Brad Campbell, Washington-based counsel with Drinker Biddle and Reath, has been in frequent contact with the Trump Administration in recent weeks; he believes the Department of Labor (DOL) rulemaking will almost certainly be halted before April, but having a Plan B is a good idea for prudent advisers, he says.
Campbell laid out his expectations during an “Inside the Beltway” call-in event presented by Natixis Global Asset Management. Matching the bulk of industry commentary shared so far with PLANADVISER, Campbell said he strongly expects the implementation of the fiduciary rule will be halted, or at least significantly dialed back, by the Trump Administration.
“We all probably already know about the memo that has come out seeking to freeze and potentially pull back all ongoing regulatory projects,” Campbell observed, “but I agree with the notion that the DOL fiduciary rule is not really going to be impacted by that memo. While its applicability dates are forthcoming, it is already a properly implemented regulation, and so it is not something that can be just whisked away with the stroke of a pen.”
Campbell noted that the Trump Administration will very likely (and likely very soon) issue a separate order specifically pertaining to the DOL rulemaking, adding “this is likely to occur in the very near future … such an announcement could come any day this week or next.”
“At a gut level, what are the chances of delay and repeal, or delay and modify?” Campbell was asked by his colleague and principal at Drinker Biddle and Reath, Fred Reish.
“It sounds like right now there is more interest in the administration at looking at a repeal approach,” Campbell responded. “But we should also keep in mind that none of the people who would lead this effort within the administration have been confirmed yet. Only the Labor Secretary has been formally nominated—many other relevant positions yet to be filled who will have to play a role. But at a minimum we expect it will be modified substantially. We will soon know who the personnel are who are making this decision.”

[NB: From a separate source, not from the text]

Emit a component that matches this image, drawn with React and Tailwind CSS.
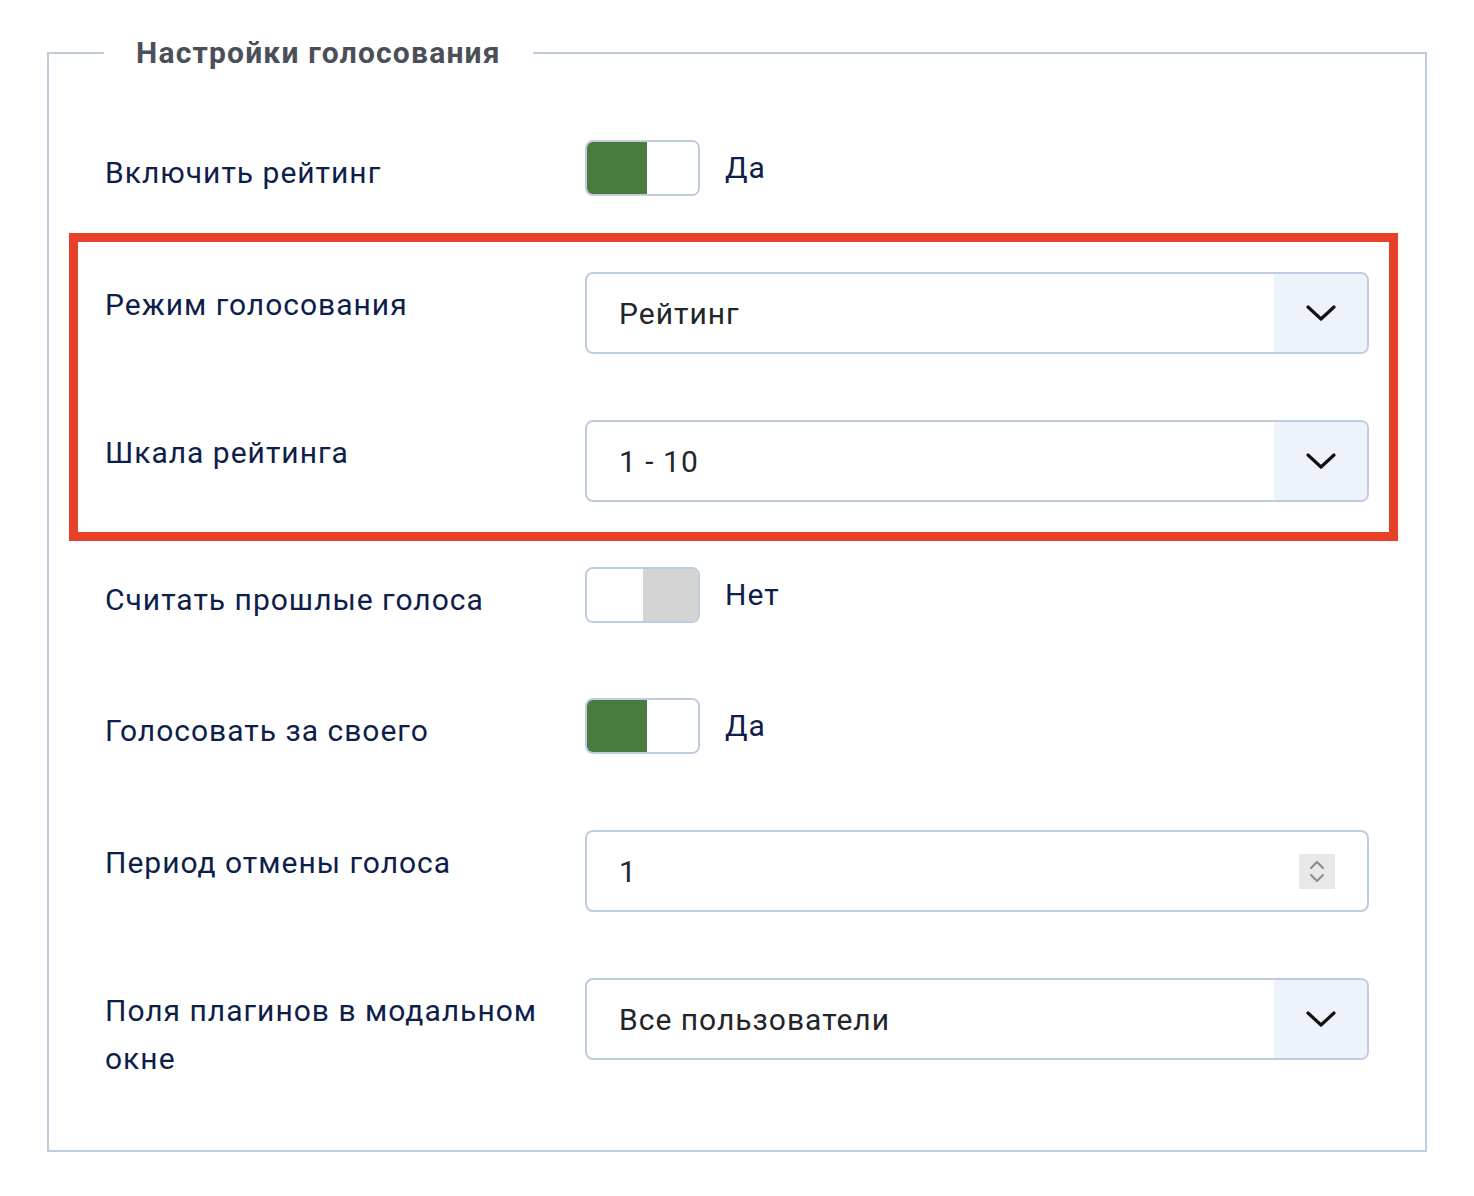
import React from "react";

const font = { fontFamily: "Roboto, 'Noto Sans', sans-serif" };

function Chevron() {
  return (
    <svg width="30" height="18" viewBox="0 0 30 18" fill="none">
      <path d="M2 3 L15 15 L28 3" stroke="#111" strokeWidth="3.2" strokeLinecap="round" strokeLinejoin="round" />
    </svg>
  );
}

function Toggle({ on }) {
  return (
    <div className="flex h-[56px] w-[115px] overflow-hidden rounded-[8px] border-2 border-[#bfcbe0] bg-white">
      {on ? (
        <>
          <div className="h-full w-[60px] bg-[#497a3e]" />
          <div className="h-full flex-1 bg-white" />
        </>
      ) : (
        <>
          <div className="h-full w-[56px] bg-white" />
          <div className="h-full flex-1 bg-[#d4d4d4]" />
        </>
      )}
    </div>
  );
}

function Label({ children }) {
  return (
    <div className="w-[480px] shrink-0 pt-[9px] pr-[30px] text-[30px] leading-[48px] tracking-[1px] text-[#0e1e4a]">
      {children}
    </div>
  );
}

function ToggleRow({ label, on, text, className }) {
  return (
    <div className={"flex items-start " + className}>
      <Label>{label}</Label>
      <div className="flex items-center">
        <Toggle on={on} />
        <span className="ml-[25px] text-[30px] leading-[40px] tracking-[1px] text-[#0e1e4a]">{text}</span>
      </div>
    </div>
  );
}

function Select({ value }) {
  return (
    <div className="flex h-[82px] flex-1 overflow-hidden rounded-[8px] border-2 border-[#bfcbe0] bg-white">
      <div className="flex flex-1 items-center pl-[32px] text-[30px] tracking-[1px] text-[#22262a]">{value}</div>
      <div className="flex w-[93px] items-center justify-center bg-[#eef2fb]">
        <Chevron />
      </div>
    </div>
  );
}

function SelectRow({ label, value, className }) {
  return (
    <div className={"flex items-start " + className}>
      <Label>{label}</Label>
      <Select value={value} />
    </div>
  );
}

export default function App() {
  return (
    <div className="min-h-[1196px] bg-white pl-[47px] pt-[35px]" style={font}>
      <fieldset className="w-[1380px] border-2 border-[#bfcbe0] px-0 pb-[67px]">
        <legend className="ml-[55px] px-[32px] text-[30px] font-bold leading-[36px] tracking-[1.2px] text-[#4b5058]">
          Настройки голосования
        </legend>

        <div className="pl-[56px] pr-[56px]">
          <ToggleRow label="Включить рейтинг" on text="Да" className="mt-[69px]" />
        </div>

        <div className="ml-[20px] mr-[27px] mt-[36px] border-[9px] border-[#e8412a] pb-[30px] pl-[27px] pr-[20px] pt-[30px]">
          <SelectRow label="Режим голосования" value="Рейтинг" />
          <SelectRow label="Шкала рейтинга" value="1 - 10" className="mt-[66px]" />
        </div>

        <div className="pl-[56px] pr-[56px]">
          <ToggleRow label="Считать прошлые голоса" on={false} text="Нет" className="mt-[26px]" />
          <ToggleRow label="Голосовать за своего" on text="Да" className="mt-[74px]" />

          <div className="mt-[75px] flex items-start">
            <Label>Период отмены голоса</Label>
            <div className="flex h-[82px] flex-1 items-center rounded-[8px] border-2 border-[#bfcbe0] bg-white pl-[32px] pr-[32px]">
              <span className="flex-1 text-[30px] text-[#22262a]">1</span>
              <div className="flex h-[35px] w-[36px] flex-col items-center justify-center gap-[3px] bg-[#e8e8e8]">
                <svg width="16" height="10" viewBox="0 0 16 10" fill="none">
                  <path d="M2 8 L8 2 L14 8" stroke="#8a8a8f" strokeWidth="2" strokeLinecap="round" strokeLinejoin="round" />
                </svg>
                <svg width="16" height="10" viewBox="0 0 16 10" fill="none">
                  <path d="M2 2 L8 8 L14 2" stroke="#8a8a8f" strokeWidth="2" strokeLinecap="round" strokeLinejoin="round" />
                </svg>
              </div>
            </div>
          </div>

          <SelectRow label="Поля плагинов в модальном окне" value="Все пользователи" className="mt-[66px]" />
        </div>
      </fieldset>
    </div>
  );
}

NEXT: Acting amid the uncertainty
What are Campbell and Reish telling clients they should do right now?
“It’s quite likely the rule will be delayed, but being able to comply with the transitional best-interest contract exemption that would apply between April 10 and the end of the year may be a good Plan B, in case the administration does not move fast enough in this particular area … There are a lot of other priorities that could take precedence … And honestly with the SEC actions and FINRA actions we are seeing, tied to consumer demand, it will not be a bad idea to enhance the processes you are using to make and document recommendations, fiduciary or otherwise.
“Overall we will still see a lot more financial institutions doing more and more level-fee services … There will be a practical competitive impact beyond the legal issues we’re discussing,” he adds.
Turning specifically to Congress and what that body might do in the weeks and months ahead with respect to the retirement planning industry, Campbell said that “tax reform is probably the biggest game in town and we should all be watching … There is a need for comprehensive reform, but also a lot of risk in how retirement plans may be impacted.”
Campbell noted that “it is some $1.5 trillion over 10 years that the government is measuring when it comes to taxes that aren’t being collected on retirement plans that could be taxed under the code ... That amount could easily become a target.”
“If the Republican Congress wants to do tax reform that is revenue neutral, than retirement plans could easily be an area for reform,” he concluded. “Some changes could be benign and some could be very harmful, frankly. It’s an area where we really need to pay attention, and there are so many options on the table, from capping overall deductions to reducing deferral limits to requiring the second half of a given year’s contributions to go to a Roth account.”